0 4 mins 9 mths

I’m not the firstborn. I haven’t had to raise siblings while still trying to figure out my own life. I haven’t been the one people look up to when things fall apart or the one whose silence is mistaken for peace. But I have watched it closely. I have listened. And I’ve come to understand the quiet, heavy burden many people carry behind is what we often call strength.

I remember I once read a tweet by a lady who said, “I haven’t cried in years. I don’t know how to anymore.” According to her, she had just lost her job, was juggling responsibilities for her siblings, and was caring for a sick parent. But she still showed up every day helping others, answering calls, being “available.” People called her dependable, responsible, a rock. But no one really asked her, “How are you doing really?” This is the story of so many, especially in African homes, especially those labelled “the strong ones.” Often, they didn’t choose strength but it was assigned to them by culture, by family, or by circumstance.

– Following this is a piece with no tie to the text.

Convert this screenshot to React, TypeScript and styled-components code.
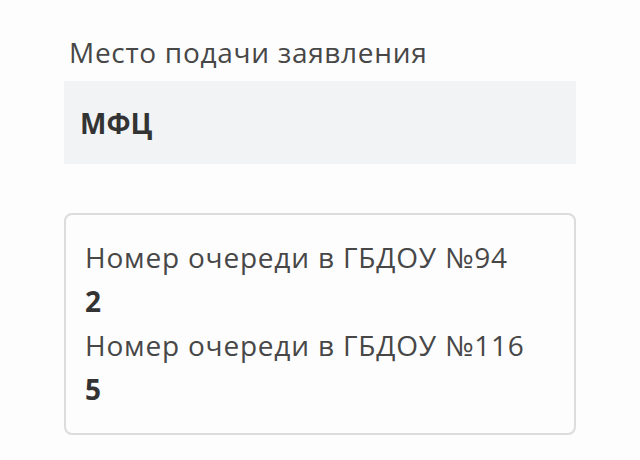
import React from "react";
import styled, { createGlobalStyle } from "styled-components";

const GlobalStyle = createGlobalStyle`
  html, body {
    margin: 0;
    padding: 0;
    background: #fdfdfd;
  }
  body {
    font-family: "Open Sans", "Noto Sans", sans-serif;
    color: #444;
  }
`;

const Page = styled.div`
  width: 512px;
  padding: 33px 64px 0;
`;

const FieldLabel = styled.div`
  font-size: 28px;
  line-height: 38px;
  letter-spacing: 0.7px;
  padding-left: 5px;
  color: #474747;
  margin-bottom: 10px;
`;

const ValueBox = styled.div`
  background: #f2f3f5;
  height: 83px;
  display: flex;
  align-items: center;
  padding: 0 16px;
  font-size: 28px;
  font-weight: 700;
  color: #333;
`;

const QueueCard = styled.div`
  margin-top: 49px;
  border: 2px solid #dcdcdc;
  border-radius: 8px;
  padding: 20px 19px 22px;
`;

const QueueLabel = styled.div`
  font-size: 28px;
  line-height: 44px;
  letter-spacing: 0.8px;
  color: #474747;
`;

const QueueNumber = styled.div`
  font-size: 28px;
  line-height: 44px;
  font-weight: 700;
  color: #333;
`;

const queues = [
  { school: "ГБДОУ №94", position: 2 },
  { school: "ГБДОУ №116", position: 5 },
];

export default function App() {
  return (
    <>
      <GlobalStyle />
      <Page>
        <FieldLabel>Место подачи заявления</FieldLabel>
        <ValueBox>МФЦ</ValueBox>
        <QueueCard>
          {queues.map((q) => (
            <React.Fragment key={q.school}>
              <QueueLabel>Номер очереди в {q.school}</QueueLabel>
              <QueueNumber>{q.position}</QueueNumber>
            </React.Fragment>
          ))}
        </QueueCard>
      </Page>
    </>
  );
}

In many of our communities, we glorify endurance. We celebrate those who carry pain silently. We reward those who are always “put together.” And so many grow up learning to suppress their feelings, place themselves last, and constantly be available for others. We mistake emotional suppression for maturity. We see silence as stability. But this kind of strength is often just survival unacknowledged, unhealed, and misunderstood.

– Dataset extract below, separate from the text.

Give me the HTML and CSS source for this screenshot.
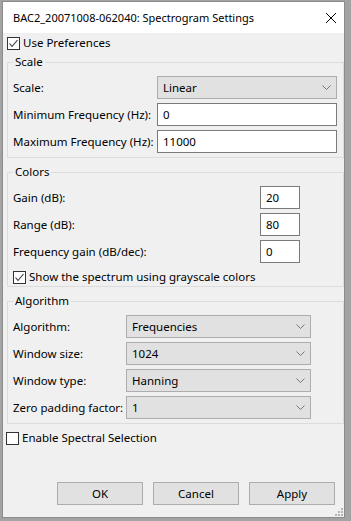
FILE: index.html
```html
<!DOCTYPE html>
<html lang="en">
<head>
  <meta charset="UTF-8" />
  <meta name="viewport" content="width=device-width, initial-scale=1.0" />
  <title>Spectrogram Settings</title>
  <link rel="stylesheet" href="styles.css">
</head>
<body>
  <div class="window">
    <div class="titlebar">
      <span class="title">BAC2_20071008-062040: Spectrogram Settings</span>
      <span class="close">
        <svg width="10" height="10" viewBox="0 0 10 10"><path d="M0 0L10 10M10 0L0 10" stroke="#000" stroke-width="1" fill="none"/></svg>
      </span>
    </div>

    <div class="content">
      <label class="check">
        <span class="box"><svg width="11" height="11" viewBox="0 0 11 11"><path d="M1.5 5.5L4 8.5L9.5 2" stroke="#333" stroke-width="1.1" fill="none"/></svg></span>
        Use Preferences
      </label>

      <fieldset class="group scale">
        <legend>Scale</legend>
        <div class="row">
          <span class="lbl">Scale:</span>
          <div class="select">Linear
            <svg class="chev" width="9" height="5" viewBox="0 0 9 5"><path d="M0.5 0.5L4.5 4.5L8.5 0.5" stroke="#777" stroke-width="1" fill="none"/></svg>
          </div>
        </div>
        <div class="row">
          <span class="lbl">Minimum Frequency (Hz):</span>
          <div class="input">0</div>
        </div>
        <div class="row">
          <span class="lbl">Maximum Frequency (Hz):</span>
          <div class="input">11000</div>
        </div>
      </fieldset>

      <fieldset class="group colors">
        <legend>Colors</legend>
        <div class="row">
          <span class="lbl">Gain (dB):</span>
          <div class="input">20</div>
        </div>
        <div class="row">
          <span class="lbl">Range (dB):</span>
          <div class="input">80</div>
        </div>
        <div class="row">
          <span class="lbl">Frequency gain (dB/dec):</span>
          <div class="input">0</div>
        </div>
        <label class="check inner-check">
          <span class="box"><svg width="11" height="11" viewBox="0 0 11 11"><path d="M1.5 5.5L4 8.5L9.5 2" stroke="#333" stroke-width="1.1" fill="none"/></svg></span>
          Show the spectrum using grayscale colors
        </label>
      </fieldset>

      <fieldset class="group algo">
        <legend>Algorithm</legend>
        <div class="row">
          <span class="lbl">Algorithm:</span>
          <div class="select">Frequencies
            <svg class="chev" width="9" height="5" viewBox="0 0 9 5"><path d="M0.5 0.5L4.5 4.5L8.5 0.5" stroke="#777" stroke-width="1" fill="none"/></svg>
          </div>
        </div>
        <div class="row">
          <span class="lbl">Window size:</span>
          <div class="select">1024
            <svg class="chev" width="9" height="5" viewBox="0 0 9 5"><path d="M0.5 0.5L4.5 4.5L8.5 0.5" stroke="#777" stroke-width="1" fill="none"/></svg>
          </div>
        </div>
        <div class="row">
          <span class="lbl">Window type:</span>
          <div class="select">Hanning
            <svg class="chev" width="9" height="5" viewBox="0 0 9 5"><path d="M0.5 0.5L4.5 4.5L8.5 0.5" stroke="#777" stroke-width="1" fill="none"/></svg>
          </div>
        </div>
        <div class="row">
          <span class="lbl">Zero padding factor:</span>
          <div class="select">1
            <svg class="chev" width="9" height="5" viewBox="0 0 9 5"><path d="M0.5 0.5L4.5 4.5L8.5 0.5" stroke="#777" stroke-width="1" fill="none"/></svg>
          </div>
        </div>
      </fieldset>

      <label class="check spectral">
        <span class="box"></span>
        Enable Spectral Selection
      </label>

      <div class="buttons">
        <button>OK</button>
        <button>Cancel</button>
        <button>Apply</button>
      </div>
    </div>

    <svg class="grip" width="8" height="8" viewBox="0 0 8 8" fill="#b4b4b4">
      <rect x="6" y="0" width="2" height="2"/>
      <rect x="3" y="3" width="2" height="2"/>
      <rect x="6" y="3" width="2" height="2"/>
      <rect x="0" y="6" width="2" height="2"/>
      <rect x="3" y="6" width="2" height="2"/>
      <rect x="6" y="6" width="2" height="2"/>
    </svg>
  </div>
</body>
</html>
```

FILE: styles.css
```css
:root {
  --face: #f0f0f0;
  --ctl: #e1e1e1;
  --ctl-border: #adadad;
  --edit-border: #7a7a7a;
  --group-border: #dcdcdc;
  --font: "Noto Sans", "Open Sans", sans-serif;
}

* {
  box-sizing: border-box;
  margin: 0;
  padding: 0;
}

body {
  width: 351px;
  height: 521px;
  overflow: hidden;
  background: #a3a3a3;
  font-family: var(--font);
  font-size: 11.5px;
  color: #000;
}

.window {
  position: relative;
  margin: 1px 0 0 2px;
  width: 343px;
  height: 517px;
  border: 1px solid #8c8c8c;
  background: var(--face);
  display: flex;
  flex-direction: column;
}

.titlebar {
  height: 31px;
  background: #fff;
  display: flex;
  align-items: center;
  justify-content: space-between;
  padding: 0 8px 0 10px;
  font-size: 11px;
}

.close svg {
  display: block;
}

.content {
  flex: 1;
  display: flex;
  flex-direction: column;
  padding: 2px 0 12px 4px;
}

.check {
  display: flex;
  align-items: center;
  height: 16px;
  line-height: 16px;
  white-space: nowrap;
}

.box {
  width: 13px;
  height: 13px;
  border: 1px solid #333;
  background: #fff;
  margin-right: 3px;
  flex: none;
}

.box svg {
  display: block;
}

.group {
  min-width: 0;
  border: 1px solid var(--group-border);
  margin-top: 6px;
  padding: 6px 6px 4px 5px;
}

.group:first-of-type {
  margin-top: 3px;
}

.group legend {
  padding: 0 2px;
  line-height: 16px;
}

.row {
  display: flex;
  align-items: center;
  height: 23px;
}

.row + .row {
  margin-top: 4px;
}

.lbl {
  flex: 1;
  min-width: 0;
  white-space: nowrap;
}

.select,
.input {
  height: 23px;
  display: flex;
  align-items: center;
  flex: none;
  padding-left: 5px;
}

.select {
  background: var(--ctl);
  border: 1px solid var(--ctl-border);
  justify-content: space-between;
  padding-right: 5px;
}

.input {
  background: #fff;
  border: 1px solid var(--edit-border);
}

.scale .select,
.scale .input {
  width: 180px;
}

.colors {
  padding-right: 43px;
  padding-bottom: 1px;
}

.colors .input {
  width: 40px;
}

.inner-check {
  margin-top: 6px;
}

.algo {
  padding-right: 32px;
}

.algo .select {
  width: 185px;
}

.spectral {
  margin: 6px 0 0 -1px;
}

.buttons {
  margin-top: auto;
  display: flex;
  justify-content: flex-end;
  gap: 10px;
  padding-right: 9px;
}

button {
  width: 86px;
  height: 23px;
  background: var(--ctl);
  border: 1px solid var(--ctl-border);
  font-family: var(--font);
  font-size: 11.5px;
  color: #000;
}

.grip {
  position: absolute;
  right: 1px;
  bottom: 1px;
}
```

Behind every “strong person” is someone who has learned to bottle things up. Someone who stays up late so others can sleep peacefully. Someone who won’t ask for help because they’re scared no one will show up. They’ve become so good at being the back-bone that they’ve forgotten what it feels like to be held. This is what makes their struggle invisible: they don’t look like they’re falling apart. They still show up, smile and perform like everything is normal. But on the inside, they’re often exhausted.

There’s a tragedy in becoming strong too soon. You lose softness. Vulnerability becomes foreign. Even when there’s a chance to rest, guilt creeps in. “I should be doing something,” they think. “People are counting on me.” And while society claps for them, no one sees the emotional erosion happening underneath.

Thankfully, more people are beginning to question this idea of strength. More “strong friends” are choosing to be honest. Some are finding the courage to confront family dynamics. To seek help when necessary. To say, “I can’t do this right now.” It is very hard on them, but they’re learning. They’re learning that strength isn’t just about what you carry. It’s also about knowing when to put things down, building boundaries, choosing rest, and giving yourself permission to feel.

I write this for the ones who’ve been strong for too long. The ones whose needs have been buried under responsibilities. The ones who are still learning how to ask for help without shame. This is a reminder that you deserve softness too. You deserve to be checked on, not just relied on. You deserve ease, not just endurance. And as a society, may we learn to celebrate not just resilience, but wholeness. Not just sacrifice, but self-awareness because even the strongest deserve a soft place to fall.